Data listing:
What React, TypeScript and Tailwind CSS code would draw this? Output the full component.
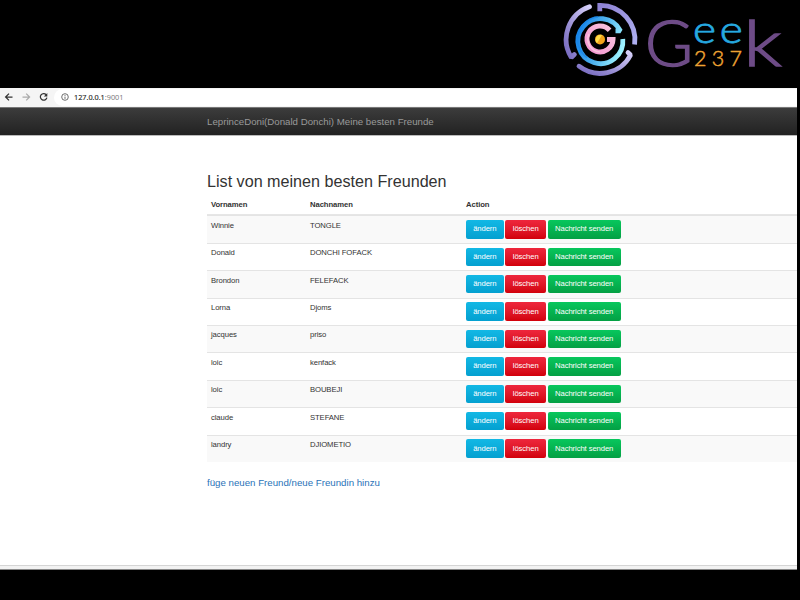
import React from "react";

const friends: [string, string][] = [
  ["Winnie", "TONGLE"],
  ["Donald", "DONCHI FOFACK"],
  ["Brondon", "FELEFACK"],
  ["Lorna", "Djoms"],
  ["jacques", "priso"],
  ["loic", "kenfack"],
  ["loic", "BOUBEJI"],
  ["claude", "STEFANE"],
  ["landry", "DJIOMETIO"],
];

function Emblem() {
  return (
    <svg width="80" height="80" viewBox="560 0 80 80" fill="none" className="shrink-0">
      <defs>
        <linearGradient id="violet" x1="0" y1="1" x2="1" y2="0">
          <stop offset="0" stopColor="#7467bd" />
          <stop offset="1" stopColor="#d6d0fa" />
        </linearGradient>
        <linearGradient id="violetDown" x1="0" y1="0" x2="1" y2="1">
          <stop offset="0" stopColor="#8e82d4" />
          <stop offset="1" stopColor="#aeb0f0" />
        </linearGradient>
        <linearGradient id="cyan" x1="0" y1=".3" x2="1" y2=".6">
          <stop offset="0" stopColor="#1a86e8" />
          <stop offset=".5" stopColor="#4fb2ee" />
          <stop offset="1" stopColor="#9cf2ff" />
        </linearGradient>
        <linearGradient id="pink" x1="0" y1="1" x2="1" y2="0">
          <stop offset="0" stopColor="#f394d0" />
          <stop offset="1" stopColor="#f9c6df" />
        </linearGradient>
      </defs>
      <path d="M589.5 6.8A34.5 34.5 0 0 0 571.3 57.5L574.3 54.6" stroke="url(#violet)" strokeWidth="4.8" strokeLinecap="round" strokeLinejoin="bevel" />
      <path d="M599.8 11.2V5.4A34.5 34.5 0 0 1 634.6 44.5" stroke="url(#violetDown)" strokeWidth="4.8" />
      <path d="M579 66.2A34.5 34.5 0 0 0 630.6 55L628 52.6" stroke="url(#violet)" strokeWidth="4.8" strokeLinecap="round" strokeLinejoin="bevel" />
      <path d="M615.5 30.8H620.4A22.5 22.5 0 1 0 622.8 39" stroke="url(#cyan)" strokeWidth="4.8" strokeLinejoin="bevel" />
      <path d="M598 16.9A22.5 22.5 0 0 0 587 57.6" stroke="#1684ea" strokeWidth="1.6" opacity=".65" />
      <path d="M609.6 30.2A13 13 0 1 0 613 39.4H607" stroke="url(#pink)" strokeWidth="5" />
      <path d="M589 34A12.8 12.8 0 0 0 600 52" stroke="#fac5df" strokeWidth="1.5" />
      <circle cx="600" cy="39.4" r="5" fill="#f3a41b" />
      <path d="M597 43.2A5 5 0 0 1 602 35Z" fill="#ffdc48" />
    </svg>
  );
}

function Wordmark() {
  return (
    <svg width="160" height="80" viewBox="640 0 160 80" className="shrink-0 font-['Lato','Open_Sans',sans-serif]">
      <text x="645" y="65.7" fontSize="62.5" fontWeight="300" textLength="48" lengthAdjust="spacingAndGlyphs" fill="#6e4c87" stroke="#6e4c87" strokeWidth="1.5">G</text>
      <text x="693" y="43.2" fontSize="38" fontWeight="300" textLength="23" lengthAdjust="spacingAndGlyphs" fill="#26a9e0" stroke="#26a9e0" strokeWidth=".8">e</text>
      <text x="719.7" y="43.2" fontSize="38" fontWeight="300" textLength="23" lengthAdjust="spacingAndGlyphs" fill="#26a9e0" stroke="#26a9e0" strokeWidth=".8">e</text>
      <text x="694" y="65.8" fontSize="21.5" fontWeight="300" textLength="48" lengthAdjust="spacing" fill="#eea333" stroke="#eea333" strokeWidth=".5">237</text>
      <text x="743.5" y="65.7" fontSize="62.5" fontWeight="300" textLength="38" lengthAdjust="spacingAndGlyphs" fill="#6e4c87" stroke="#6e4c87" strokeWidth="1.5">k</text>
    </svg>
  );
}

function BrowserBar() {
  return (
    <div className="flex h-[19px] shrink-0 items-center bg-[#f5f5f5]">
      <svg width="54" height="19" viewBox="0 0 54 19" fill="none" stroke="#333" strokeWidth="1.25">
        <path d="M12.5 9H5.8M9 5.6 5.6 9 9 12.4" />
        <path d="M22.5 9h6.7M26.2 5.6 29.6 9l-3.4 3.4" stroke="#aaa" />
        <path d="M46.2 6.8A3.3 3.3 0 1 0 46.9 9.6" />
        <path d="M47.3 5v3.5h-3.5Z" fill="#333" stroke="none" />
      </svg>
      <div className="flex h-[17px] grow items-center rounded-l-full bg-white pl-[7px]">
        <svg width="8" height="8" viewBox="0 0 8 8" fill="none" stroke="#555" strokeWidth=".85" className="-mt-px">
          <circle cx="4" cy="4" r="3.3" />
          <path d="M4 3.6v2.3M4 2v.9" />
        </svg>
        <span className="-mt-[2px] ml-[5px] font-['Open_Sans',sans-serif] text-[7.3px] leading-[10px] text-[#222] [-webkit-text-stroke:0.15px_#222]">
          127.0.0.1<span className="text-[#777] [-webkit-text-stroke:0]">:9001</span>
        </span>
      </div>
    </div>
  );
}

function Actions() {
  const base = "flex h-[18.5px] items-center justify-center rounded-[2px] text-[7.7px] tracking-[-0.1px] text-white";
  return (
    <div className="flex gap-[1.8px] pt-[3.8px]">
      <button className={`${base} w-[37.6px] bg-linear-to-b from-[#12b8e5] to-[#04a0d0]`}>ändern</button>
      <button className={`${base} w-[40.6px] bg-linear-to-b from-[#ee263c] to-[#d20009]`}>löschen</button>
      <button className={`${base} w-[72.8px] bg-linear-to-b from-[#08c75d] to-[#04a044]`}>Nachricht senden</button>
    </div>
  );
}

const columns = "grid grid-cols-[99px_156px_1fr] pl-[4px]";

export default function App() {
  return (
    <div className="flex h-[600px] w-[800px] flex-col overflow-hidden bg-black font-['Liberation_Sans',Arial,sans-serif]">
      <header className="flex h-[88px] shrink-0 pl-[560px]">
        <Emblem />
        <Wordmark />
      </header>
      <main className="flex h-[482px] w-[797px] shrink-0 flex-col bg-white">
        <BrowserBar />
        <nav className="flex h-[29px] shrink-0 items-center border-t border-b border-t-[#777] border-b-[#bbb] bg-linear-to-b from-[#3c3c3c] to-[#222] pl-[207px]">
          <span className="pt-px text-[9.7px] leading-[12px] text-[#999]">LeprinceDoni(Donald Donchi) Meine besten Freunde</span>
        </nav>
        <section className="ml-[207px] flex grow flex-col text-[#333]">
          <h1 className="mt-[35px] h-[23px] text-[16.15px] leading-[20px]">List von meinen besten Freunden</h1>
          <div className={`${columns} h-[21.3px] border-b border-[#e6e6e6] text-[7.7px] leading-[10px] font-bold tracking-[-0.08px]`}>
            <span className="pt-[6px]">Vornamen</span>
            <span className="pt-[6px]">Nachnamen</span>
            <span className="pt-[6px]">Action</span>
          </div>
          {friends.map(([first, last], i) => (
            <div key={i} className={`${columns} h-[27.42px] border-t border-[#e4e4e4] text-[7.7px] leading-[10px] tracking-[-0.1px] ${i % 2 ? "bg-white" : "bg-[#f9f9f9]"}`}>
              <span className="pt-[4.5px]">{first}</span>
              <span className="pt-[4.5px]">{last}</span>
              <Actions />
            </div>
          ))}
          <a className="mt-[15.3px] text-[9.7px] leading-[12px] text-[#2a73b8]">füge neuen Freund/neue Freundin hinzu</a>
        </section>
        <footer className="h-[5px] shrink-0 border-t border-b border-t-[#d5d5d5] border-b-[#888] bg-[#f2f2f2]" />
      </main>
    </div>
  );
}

==

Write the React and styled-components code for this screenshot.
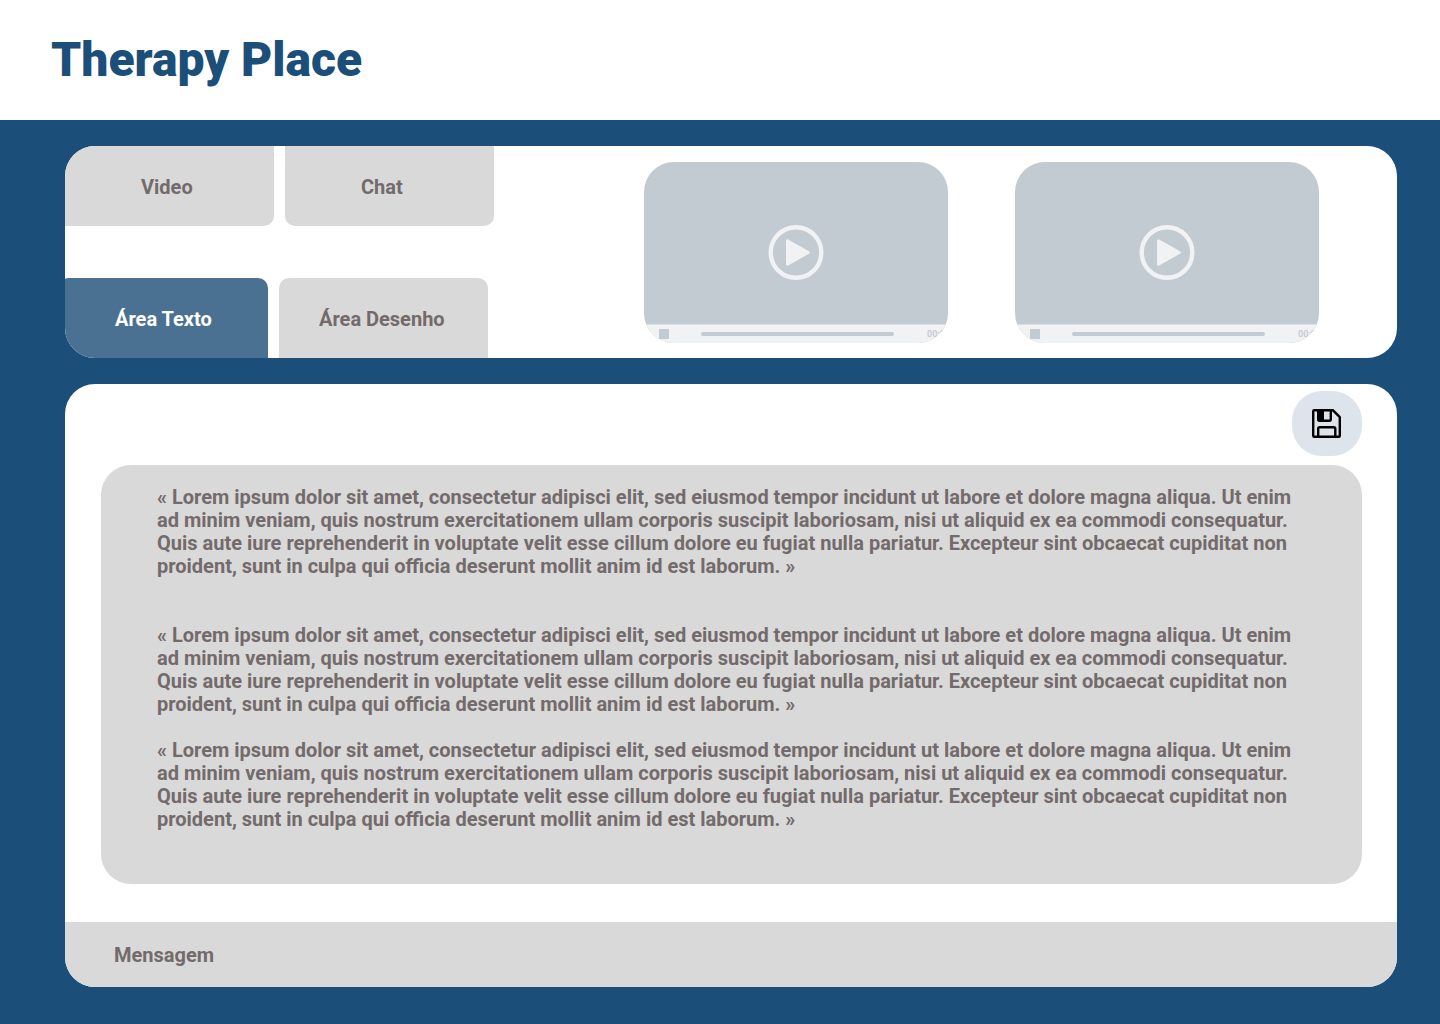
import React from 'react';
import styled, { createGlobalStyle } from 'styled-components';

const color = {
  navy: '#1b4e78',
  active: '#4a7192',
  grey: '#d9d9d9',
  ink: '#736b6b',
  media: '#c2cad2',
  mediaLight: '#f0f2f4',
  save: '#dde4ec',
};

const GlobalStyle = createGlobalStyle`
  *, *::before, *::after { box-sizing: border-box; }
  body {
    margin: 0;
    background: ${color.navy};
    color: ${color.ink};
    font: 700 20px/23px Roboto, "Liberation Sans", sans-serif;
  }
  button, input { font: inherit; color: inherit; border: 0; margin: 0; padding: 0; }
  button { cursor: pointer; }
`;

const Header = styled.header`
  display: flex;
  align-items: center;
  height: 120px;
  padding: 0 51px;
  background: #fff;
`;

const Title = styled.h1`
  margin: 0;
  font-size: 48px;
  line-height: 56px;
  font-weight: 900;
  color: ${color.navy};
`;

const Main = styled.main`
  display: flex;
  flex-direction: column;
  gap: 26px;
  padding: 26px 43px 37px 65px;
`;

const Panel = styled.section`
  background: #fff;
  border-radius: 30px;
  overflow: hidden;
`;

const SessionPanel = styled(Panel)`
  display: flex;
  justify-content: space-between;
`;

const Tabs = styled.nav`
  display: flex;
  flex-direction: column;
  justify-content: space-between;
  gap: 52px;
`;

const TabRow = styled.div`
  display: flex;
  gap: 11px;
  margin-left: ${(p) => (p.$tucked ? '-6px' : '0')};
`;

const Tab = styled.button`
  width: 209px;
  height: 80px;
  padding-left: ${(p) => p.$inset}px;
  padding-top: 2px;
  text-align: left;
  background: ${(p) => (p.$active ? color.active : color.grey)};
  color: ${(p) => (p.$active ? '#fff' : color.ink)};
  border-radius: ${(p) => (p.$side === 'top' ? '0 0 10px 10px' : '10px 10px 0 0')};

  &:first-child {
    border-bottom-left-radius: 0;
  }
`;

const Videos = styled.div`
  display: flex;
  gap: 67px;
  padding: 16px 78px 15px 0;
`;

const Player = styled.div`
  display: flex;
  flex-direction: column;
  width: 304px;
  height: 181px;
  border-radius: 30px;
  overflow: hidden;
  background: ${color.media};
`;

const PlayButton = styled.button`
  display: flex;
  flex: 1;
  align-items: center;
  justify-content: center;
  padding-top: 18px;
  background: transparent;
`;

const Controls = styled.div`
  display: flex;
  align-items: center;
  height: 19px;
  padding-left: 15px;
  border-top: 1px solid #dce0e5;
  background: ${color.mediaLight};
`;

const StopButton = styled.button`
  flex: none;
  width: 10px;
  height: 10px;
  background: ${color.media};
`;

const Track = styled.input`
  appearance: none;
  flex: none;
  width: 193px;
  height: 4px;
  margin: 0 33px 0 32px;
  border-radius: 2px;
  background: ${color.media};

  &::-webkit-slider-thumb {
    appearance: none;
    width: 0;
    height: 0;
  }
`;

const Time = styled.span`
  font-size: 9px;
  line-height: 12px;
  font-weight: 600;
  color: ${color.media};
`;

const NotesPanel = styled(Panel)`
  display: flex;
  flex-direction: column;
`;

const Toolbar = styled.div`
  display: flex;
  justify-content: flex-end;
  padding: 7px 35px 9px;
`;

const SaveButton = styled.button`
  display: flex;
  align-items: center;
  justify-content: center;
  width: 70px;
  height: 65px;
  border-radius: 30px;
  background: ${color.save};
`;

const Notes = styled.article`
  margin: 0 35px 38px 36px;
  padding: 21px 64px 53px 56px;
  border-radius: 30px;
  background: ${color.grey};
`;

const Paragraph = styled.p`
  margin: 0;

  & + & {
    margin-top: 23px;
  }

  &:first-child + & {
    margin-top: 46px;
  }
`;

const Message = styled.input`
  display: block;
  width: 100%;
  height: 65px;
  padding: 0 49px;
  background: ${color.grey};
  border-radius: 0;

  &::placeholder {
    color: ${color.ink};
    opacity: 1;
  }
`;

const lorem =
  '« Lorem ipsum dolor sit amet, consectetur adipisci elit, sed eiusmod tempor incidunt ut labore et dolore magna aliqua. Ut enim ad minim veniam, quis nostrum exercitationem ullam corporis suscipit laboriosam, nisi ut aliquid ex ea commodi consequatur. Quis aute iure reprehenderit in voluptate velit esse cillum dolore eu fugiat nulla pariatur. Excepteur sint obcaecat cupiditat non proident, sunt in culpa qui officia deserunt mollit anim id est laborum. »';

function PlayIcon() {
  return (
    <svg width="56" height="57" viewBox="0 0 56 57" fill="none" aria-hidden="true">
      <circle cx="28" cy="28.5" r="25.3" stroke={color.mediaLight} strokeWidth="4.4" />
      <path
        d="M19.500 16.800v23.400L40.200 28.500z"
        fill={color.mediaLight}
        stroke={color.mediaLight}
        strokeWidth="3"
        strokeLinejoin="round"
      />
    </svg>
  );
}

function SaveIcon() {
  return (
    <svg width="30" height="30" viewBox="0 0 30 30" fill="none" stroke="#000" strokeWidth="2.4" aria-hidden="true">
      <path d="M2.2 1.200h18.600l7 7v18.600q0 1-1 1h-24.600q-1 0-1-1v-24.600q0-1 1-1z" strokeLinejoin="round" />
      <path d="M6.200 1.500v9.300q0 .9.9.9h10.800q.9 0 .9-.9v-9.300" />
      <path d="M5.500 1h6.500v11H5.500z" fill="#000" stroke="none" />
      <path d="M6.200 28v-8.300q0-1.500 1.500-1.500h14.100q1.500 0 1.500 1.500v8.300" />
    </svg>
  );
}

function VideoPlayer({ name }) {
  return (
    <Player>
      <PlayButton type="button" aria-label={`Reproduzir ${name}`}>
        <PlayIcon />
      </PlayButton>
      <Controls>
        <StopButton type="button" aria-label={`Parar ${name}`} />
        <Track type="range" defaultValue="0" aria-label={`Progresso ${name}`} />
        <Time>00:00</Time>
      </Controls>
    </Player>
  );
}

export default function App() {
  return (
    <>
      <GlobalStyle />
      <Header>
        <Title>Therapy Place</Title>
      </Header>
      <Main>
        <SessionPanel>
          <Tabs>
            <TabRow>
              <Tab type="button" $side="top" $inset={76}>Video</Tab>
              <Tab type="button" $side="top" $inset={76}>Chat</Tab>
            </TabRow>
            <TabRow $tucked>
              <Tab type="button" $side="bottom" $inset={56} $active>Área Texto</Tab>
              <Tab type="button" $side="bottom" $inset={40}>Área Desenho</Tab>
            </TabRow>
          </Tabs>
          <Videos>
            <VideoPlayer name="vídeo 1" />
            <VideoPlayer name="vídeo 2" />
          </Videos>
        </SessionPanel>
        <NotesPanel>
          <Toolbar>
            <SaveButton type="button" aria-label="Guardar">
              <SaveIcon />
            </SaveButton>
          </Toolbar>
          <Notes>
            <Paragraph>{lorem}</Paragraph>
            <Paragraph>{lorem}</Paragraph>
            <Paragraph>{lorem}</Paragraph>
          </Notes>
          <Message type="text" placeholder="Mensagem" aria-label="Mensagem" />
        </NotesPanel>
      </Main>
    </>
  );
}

Aim of the exercise: Go through the records above and copy every line with the word "full".

Task output:
What React, TypeScript and Tailwind CSS code would draw this? Output the full component.
      <div className="flex h-[17px] grow items-center rounded-l-full bg-white pl-[7px]">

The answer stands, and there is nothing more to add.